Cold zucchini soup is an obsession of mine, and it's tricky to get right. This one, summery zucchini-lemon soup, was almost perfect -- cool, jade-green, tangy from lemon. To my taste, it could have been a bit sweeter, easy enough to fix with more caramelized onion. Melon, cucumber, and mint salad turned into a pleasant surprise. The briny feta countered the sweet cantaloupe, and the cucumber offered extra crunch. (Don't keep it more than a day, though, since the salt will leach out all the water.)

Also on the easy end of the spectrum were tangy white beans, in which garlic and parsley brought out the nutty sweetness of the cannellini, and cider vinegar relieved their monotony. Nothing (except for maybe the beans) could have been easier than farfalle with five herbs and cherry tomatoes, a lush cascade of basil, parsley, mint, dill, and chives jolting the pasta awake and flattering the sweet tomatoes.

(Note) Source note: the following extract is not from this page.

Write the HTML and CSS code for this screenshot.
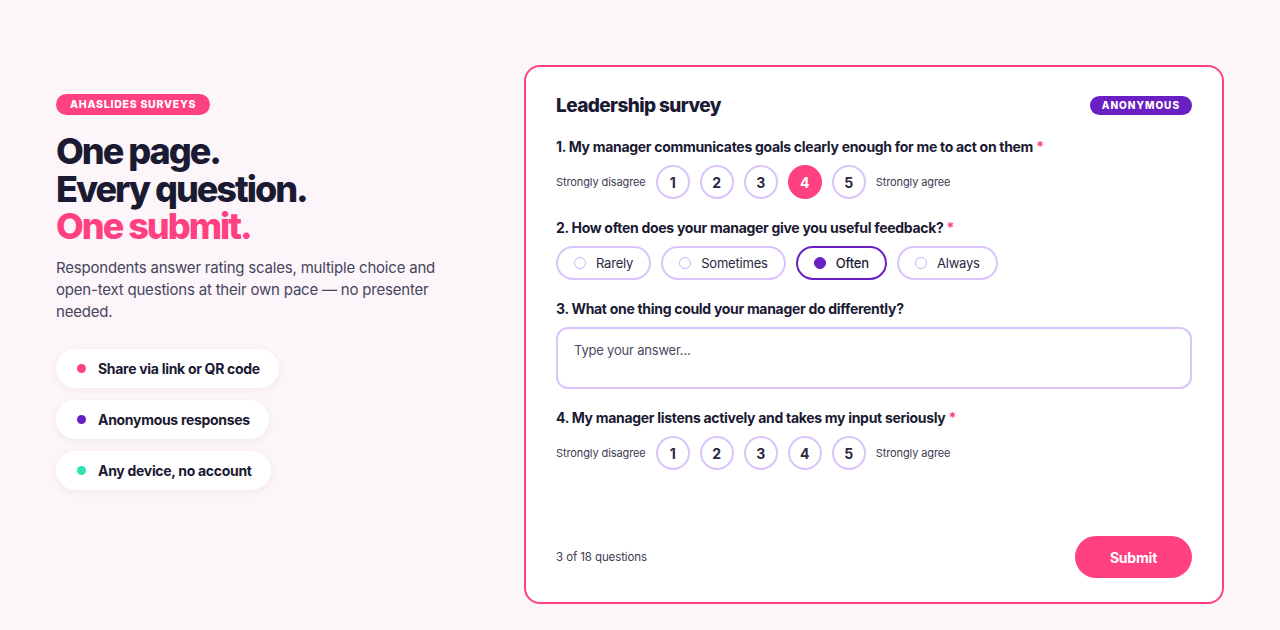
FILE: index.html
```html
<!DOCTYPE html>
<html lang="en">
<head>
<meta charset="utf-8">
<title>AhaSlides Surveys</title>
<link rel="stylesheet" href="styles.css">
</head>
<body>
<main class="page">
  <section class="intro">
    <span class="eyebrow">AHASLIDES SURVEYS</span>
    <h1 class="headline">
      <span>One page.</span>
      <span>Every question.</span>
      <span class="accent">One submit.</span>
    </h1>
    <p class="lede">Respondents answer rating scales, multiple choice and open-text questions at their own pace — no presenter needed.</p>
    <ul class="features">
      <li class="feature"><span class="dot dot-pink"></span>Share via link or QR code</li>
      <li class="feature"><span class="dot dot-purple"></span>Anonymous responses</li>
      <li class="feature"><span class="dot dot-teal"></span>Any device, no account</li>
    </ul>
  </section>

  <form class="survey">
    <header class="survey-head">
      <h2 class="survey-title">Leadership survey</h2>
      <span class="tag">ANONYMOUS</span>
    </header>

    <div class="questions">
      <div class="question">
        <p class="q-label">1. My manager communicates goals clearly enough for me to act on them <span class="req">*</span></p>
        <div class="scale">
          <span class="scale-end">Strongly disagree</span>
          <span class="rate">1</span>
          <span class="rate">2</span>
          <span class="rate">3</span>
          <span class="rate rate-on">4</span>
          <span class="rate">5</span>
          <span class="scale-end">Strongly agree</span>
        </div>
      </div>

      <div class="question">
        <p class="q-label">2. How often does your manager give you useful feedback? <span class="req">*</span></p>
        <div class="choices">
          <span class="choice"><span class="radio"></span>Rarely</span>
          <span class="choice"><span class="radio"></span>Sometimes</span>
          <span class="choice choice-on"><span class="radio"></span>Often</span>
          <span class="choice"><span class="radio"></span>Always</span>
        </div>
      </div>

      <div class="question">
        <p class="q-label">3. What one thing could your manager do differently?</p>
        <div class="answer">Type your answer...</div>
      </div>

      <div class="question">
        <p class="q-label">4. My manager listens actively and takes my input seriously <span class="req">*</span></p>
        <div class="scale">
          <span class="scale-end">Strongly disagree</span>
          <span class="rate">1</span>
          <span class="rate">2</span>
          <span class="rate">3</span>
          <span class="rate">4</span>
          <span class="rate">5</span>
          <span class="scale-end">Strongly agree</span>
        </div>
      </div>
    </div>

    <footer class="survey-foot">
      <span class="progress">3 of 18 questions</span>
      <span class="submit">Submit</span>
    </footer>
  </form>
</main>
</body>
</html>
```

FILE: styles.css
```css
* {
  box-sizing: border-box;
}

html,
body {
  margin: 0;
  padding: 0;
}

body {
  background: #fcf5f9;
  color: #1b1a33;
  font-family: Inter, "Noto Sans", Arial, sans-serif;
  height: 630px;
  overflow: hidden;
}

.page {
  width: 1168px;
  margin: 0 auto;
  padding-top: 65px;
  display: grid;
  grid-template-columns: 1fr 700px;
  gap: 56px;
  align-items: start;
}

/* left column */
.intro {
  padding-top: 27px;
}

.eyebrow {
  display: inline-block;
  background: #ff4081;
  color: #fff;
  font-size: 10.5px;
  font-weight: 800;
  letter-spacing: 0.75px;
  line-height: 21px;
  padding: 0 14px;
  border-radius: 999px;
}

.headline {
  margin: 18px 0 0;
  font-size: 36px;
  font-weight: 800;
  line-height: 37.5px;
  letter-spacing: -2px;
  color: #1b1a33;
}

.headline span {
  display: block;
}

.headline .accent {
  color: #ff4081;
}

.lede {
  margin: 11px 0 0;
  max-width: 390px;
  font-size: 15px;
  line-height: 22px;
  color: #46455c;
  letter-spacing: -0.2px;
}

.features {
  list-style: none;
  margin: 26px 0 0;
  padding: 0;
  display: flex;
  flex-direction: column;
  align-items: flex-start;
  gap: 12px;
}

.feature {
  display: flex;
  align-items: center;
  gap: 12px;
  height: 39px;
  padding: 0 19px 0 21px;
  background: #fff;
  border-radius: 999px;
  box-shadow: 0 2px 8px rgba(60, 20, 60, 0.06);
  font-size: 14px;
  font-weight: 700;
  letter-spacing: -0.3px;
  color: #1b1a33;
}

.dot {
  width: 9px;
  height: 9px;
  border-radius: 50%;
  flex: none;
}

.dot-pink { background: #ff4081; }
.dot-purple { background: #6a1fc2; }
.dot-teal { background: #2ee3b2; }

/* survey card */
.survey {
  height: 539px;
  background: #fff;
  border: 2px solid #ff4081;
  border-radius: 16px;
  padding: 26px 30px 24px;
  display: flex;
  flex-direction: column;
}

.survey-head {
  display: flex;
  align-items: center;
  justify-content: space-between;
  height: 24px;
}

.survey-title {
  margin: 0;
  font-size: 19px;
  font-weight: 800;
  letter-spacing: -0.6px;
  color: #1b1a33;
}

.tag {
  background: #6a1fc2;
  color: #fff;
  font-size: 10px;
  font-weight: 800;
  letter-spacing: 1px;
  line-height: 19px;
  padding: 0 12px;
  border-radius: 999px;
}

.questions {
  margin-top: 20px;
  display: flex;
  flex-direction: column;
  gap: 19px;
}

.question {
  display: flex;
  flex-direction: column;
  gap: 8px;
}

.q-label {
  margin: 0;
  font-size: 14px;
  font-weight: 700;
  line-height: 20px;
  letter-spacing: -0.3px;
  color: #1b1a33;
}

.req {
  color: #ff4081;
}

.scale {
  display: flex;
  align-items: center;
  gap: 10px;
  height: 34px;
}

.scale-end {
  font-size: 11px;
  color: #3c3b52;
  letter-spacing: -0.1px;
}

.rate {
  width: 34px;
  height: 34px;
  border-radius: 50%;
  border: 2px solid #dac4fb;
  display: flex;
  align-items: center;
  justify-content: center;
  font-size: 14px;
  font-weight: 700;
  color: #2a2940;
}

.rate-on {
  background: #ff4081;
  border-color: #ff4081;
  color: #fff;
}

.choices {
  display: flex;
  gap: 10px;
}

.choice {
  display: flex;
  align-items: center;
  gap: 10px;
  height: 34px;
  padding: 0 16px;
  border: 2px solid #dac4fb;
  border-radius: 999px;
  font-size: 13px;
  color: #2a2940;
  letter-spacing: -0.2px;
}

.radio {
  width: 12px;
  height: 12px;
  border-radius: 50%;
  border: 1.5px solid #cdb0f8;
  flex: none;
}

.choice-on {
  border-color: #6a1fc2;
  color: #1b1a33;
  font-weight: 500;
}

.choice-on .radio {
  background: #6a1fc2;
  border-color: #6a1fc2;
}

.answer {
  height: 62px;
  border: 2px solid #dac4fb;
  border-radius: 12px;
  padding: 13px 16px;
  font-size: 13px;
  color: #4a495e;
  letter-spacing: -0.2px;
}

.survey-foot {
  margin-top: auto;
  display: flex;
  align-items: center;
  justify-content: space-between;
}

.progress {
  font-size: 11.5px;
  color: #3c3b52;
  letter-spacing: -0.1px;
}

.submit {
  width: 117px;
  height: 42px;
  border-radius: 21px;
  background: #ff4081;
  color: #fff;
  font-size: 14px;
  font-weight: 700;
  display: flex;
  align-items: center;
  justify-content: center;
  letter-spacing: -0.2px;
}
```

Oddly, the book offers a scant choice of summer entrees; a handful of grilled fish and some roasts. Roasts in the midsummer heat? In California? I made salmon with creamy watercress using regular watercress in place of pepper or curly cress. The cream had a striking variety of ingredients -- capers, dill pickle, hard-cooked eggs -- whose acidity and pungency stood up well to the robust taste of the pink fish.

I had to try bumbleberry crisp just because of the name; apparently, it's an old term for mixed berries. The recipe differed from conventional crisps in its use of tapioca as a thickener, which proved an inspired choice for thick but not goopy juices. I was taken aback, though, by the final step: "Increase the heat [from 375] to 400 and bake until the topping is a rich golden brown, about 5 minutes longer." Does your oven heat that fast? Mine doesn't. The topping remained pale until I had more than doubled the time.

Everything I tried ranged from serviceable to very nice, yet I couldn't help but guess that the book's real inspiration lies in the very recipes that were beyond my reach: grill-roasted lipstick peppers, roasted okra with fresh peanuts, chicken with kumquats, prunes, and green olives.

In the face of such unattainable temptation, there is one more possible response. Talk to your local farmers. Promise them you'll buy the treviso radicchio, the cardoons, the wild fennel, the Bloomsdale spinach, if only they will plant it. If they won't, then perhaps start looking at California real estate.